JUST MORE BONUS RUNOFF FROM THE OVERFLOWING BRILLIANT SKULL-FOUNTAIN OF FREEK.
Happy birthday, Les Miles. The turf cake should be delivered this afternoon.
AND NOW A WORD FROM JOE SCHAD. The first direct link between "pay for play" and "Cam Newton" comes from Joe Schad, who has recruiters for Mississippi State coming forward and saying the Newton explicitly told them he wasn't going to Mississippi State because...well, here.
After Newton committed to Auburn, another source said an emotional Cam Newton phoned another recruiter to express regret that he wouldn't be going to Mississippi State, stating that his father Cecil had chosen Auburn for him because "the money was too much."
So put him on the vast anti-Auburn conspiracy wagon along with Mark Schlabach, Pat Forde, Chris Low, the New York Times, Thayer Evans, the FBI, John Bond, the Gnomes of Zurich, the Trilateral Commission, the Jews, penguins (THE ANTARCTIC MENACE, EVER WADDLING FORWARD,) the NCAA, Alabama, the ghost of Logan Young, Terry Bowden's man-girdle, a snickering Tommy Tuberville, and France. Why France? JUST BECAUSE, that's why.

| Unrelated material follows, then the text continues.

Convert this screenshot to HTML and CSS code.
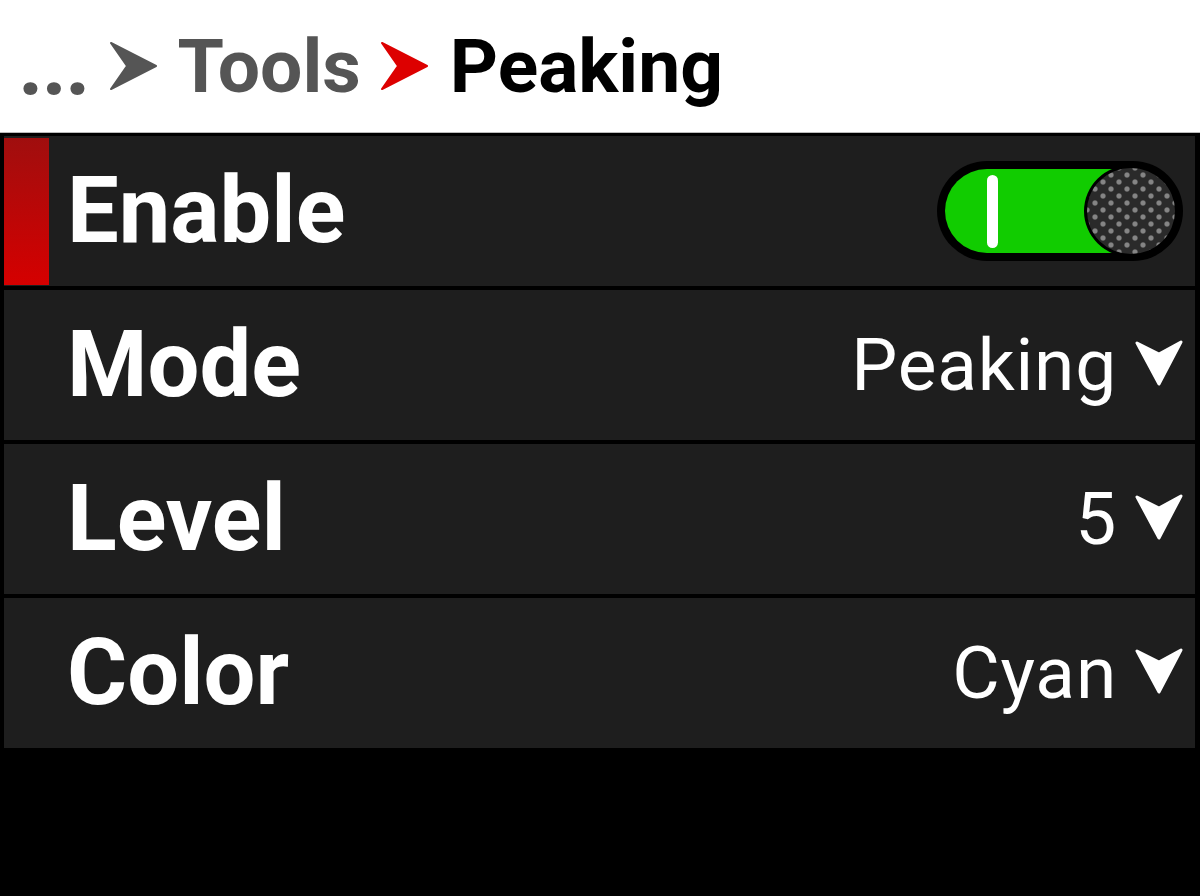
FILE: index.html
```html
<!DOCTYPE html>
<html>
<head>
<meta charset="utf-8">
<link rel="stylesheet" href="styles.css">
</head>
<body>
<header class="crumbs">
  <span class="crumb-dots">...</span>
  <svg class="crumb-sep" viewBox="0 0 47 48"><path d="M1 1 L46 24 L1 47 L17 24 Z" fill="#555" stroke="#555" stroke-width="2" stroke-linejoin="round"/></svg>
  <span class="crumb-prev">Tools</span>
  <svg class="crumb-sep red" viewBox="0 0 47 48"><path d="M1 1 L46 24 L1 47 L17 24 Z" fill="#dd0000" stroke="#dd0000" stroke-width="2" stroke-linejoin="round"/></svg>
  <span class="crumb-current">Peaking</span>
</header>
<main class="menu">
  <div class="row selected">
    <div class="sel-bar"></div>
    <span class="label">Enable</span>
    <div class="toggle">
      <div class="toggle-track">
        <span class="toggle-mark"></span>
      </div>
      <div class="toggle-knob"></div>
    </div>
  </div>
  <div class="row">
    <span class="label">Mode</span>
    <span class="value">Peaking</span>
    <svg class="caret" viewBox="0 0 48 46"><path d="M2 3 L24 14 L46 2 L24 44 Z" fill="#fff" stroke="#fff" stroke-width="3" stroke-linejoin="round"/></svg>
  </div>
  <div class="row">
    <span class="label">Level</span>
    <span class="value">5</span>
    <svg class="caret" viewBox="0 0 48 46"><path d="M2 3 L24 14 L46 2 L24 44 Z" fill="#fff" stroke="#fff" stroke-width="3" stroke-linejoin="round"/></svg>
  </div>
  <div class="row">
    <span class="label">Color</span>
    <span class="value">Cyan</span>
    <svg class="caret" viewBox="0 0 48 46"><path d="M2 3 L24 14 L46 2 L24 44 Z" fill="#fff" stroke="#fff" stroke-width="3" stroke-linejoin="round"/></svg>
  </div>
</main>
</body>
</html>
```

FILE: styles.css
```css
html, body {
  margin: 0;
  padding: 0;
  background: #000;
  height: 100%;
  overflow: hidden;
}

body {
  font-family: Roboto, "Liberation Sans", sans-serif;
}

.crumbs {
  height: 133px;
  background: #fff;
  border-bottom: 1px solid #bbb;
  display: flex;
  align-items: center;
  padding-left: 18px;
  box-sizing: border-box;
  font-weight: 700;
  font-size: 75px;
  line-height: 1;
}

.crumb-dots {
  color: #555;
  font-size: 88px;
  letter-spacing: -2px;
  margin-top: -2px;
}

.crumb-sep {
  width: 47px;
  height: 48px;
  margin: 0 21px 0 21px;
}

.crumb-sep.red {
  margin: 0 22px 0 20px;
}

.crumb-prev {
  color: #555;
}

.crumb-current {
  color: #000;
}

.menu {
  display: flex;
  flex-direction: column;
  gap: 4px;
  padding: 3px 5px 0 4px;
}

.row {
  height: 150px;
  background: #1e1e1e;
  display: flex;
  align-items: center;
  padding: 0 12px 0 63px;
  position: relative;
  color: #fff;
}

.sel-bar {
  position: absolute;
  left: 0;
  top: 2px;
  bottom: 1px;
  width: 45px;
  background: linear-gradient(#a00e0e, #d50000);
}

.label {
  font-weight: 700;
  font-size: 92px;
  line-height: 1;
  flex: 1;
}

.value {
  font-size: 73px;
  font-weight: 400;
  line-height: 1;
  letter-spacing: 0.8px;
}

.caret {
  width: 48px;
  height: 46px;
  margin-left: 18px;
  margin-top: -4px;
}

.toggle {
  width: 246px;
  height: 100px;
  background: #000;
  border-radius: 50px;
  position: relative;
}

.toggle-track {
  position: absolute;
  left: 8px;
  top: 8px;
  width: 170px;
  height: 84px;
  background: #11cc00;
  border-radius: 42px 0 0 42px;
}

.toggle-mark {
  position: absolute;
  left: 42px;
  top: 6px;
  width: 11px;
  height: 73px;
  background: #fff;
  border-radius: 6px;
}

.toggle-knob {
  position: absolute;
  right: 5px;
  top: 4px;
  width: 94px;
  height: 92px;
  border-radius: 50%;
  box-sizing: border-box;
  border: 3px solid #000;
  background-color: #2a2a2a;
  background-image:
    radial-gradient(circle, #858585 2px, transparent 3.2px),
    radial-gradient(circle, #858585 2px, transparent 3.2px);
  background-size: 16px 14px, 16px 14px;
  background-position: 0 0, 8px 7px;
}
```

BUT THE PROBLEM IS GOSSIP. GOT IT. I love Tony Barnhart, but this is the churchmarmiest thing he's ever written. Additional Cam-ness: even if the academic rumors are true, they likely wouldn't have expelled Newton, since academic fraud rarely results in expulsion at Florida. This isn't pleasing to note, but hey, it's there just like the rest of it. Additionally, the source of the Newton academic foibles might not have been an employee at all, thus making the hyperventilating over the breaking of federal privacy laws a bit overblown. (Unless the source is a current employee, in which case you best get five bullets and a lawyer pronto.)
INTRODUCING THE MAFIA PORTION OF THE PROGRAMMING. The introduction of the FBI into the case takes us into a vast stream of speculation, so follow us through this wormhole (one done with the consult of a few attorneys, so thus not completely internet university-borne.) If the FBI is involved, they have a specific charge in mind if they're talking to people. The use of telephones or other devices across state lines--i.e. from Alabama to Georgia--puts them in the case via a wire fraud charge or, if really broad powers need to be invoked, RICO. (Do you watch mafia movies? Did your ears just perk up? They should have.)
None of this means they'll remain involved in the case, but that's their entry point here if cash did cross lines. They're not there for nothing, and certainly not without a targeted charge or charges in mind.
CLASSY GANDHI SHOWED UP. Dan Hawkins' departure speech yesterday was spectacularly classy, and by "classy" we mean "Tony Bennett and caviar apps at the Copa," not "Fred Blassie," but with the new agey touch you expect from the Zen-dog coach.
"Twenty years from now you'll be more disappointed in the things you did not do than by the things you do do. So throw off the tow lines, sail away from the safe harbor, cast the trade winds in your sails, explore, dream, discover," Hawkins said quoting Twain. "And that's kind of been my mantra. So I appreciate everything, and hopefully there are good times in the future. God bless you. Go Buffs."
/wipes tear away.
THAT MAKES SENSE. Brady Hoke is on the list for Minnesota, and given his actually winning games at the reanimated carcass of the SDSU program, that makes plenty of sense since Minnesota is indeed in need of its own killer zombification. (Remember, zombies move slowly but are unstoppable, and this sounds purrfect for the Big Ten.)
THIS REALLY HAPPENED. That IS Adam Jacobi talking with Jack Arute and Mike Leach. That happened, and life is spectacular.
IF YOU'D LIKE TO LEARN NOTHING ABOUT DEFENSE. There's always this seminar. (See speaker list, and be GERG'D.)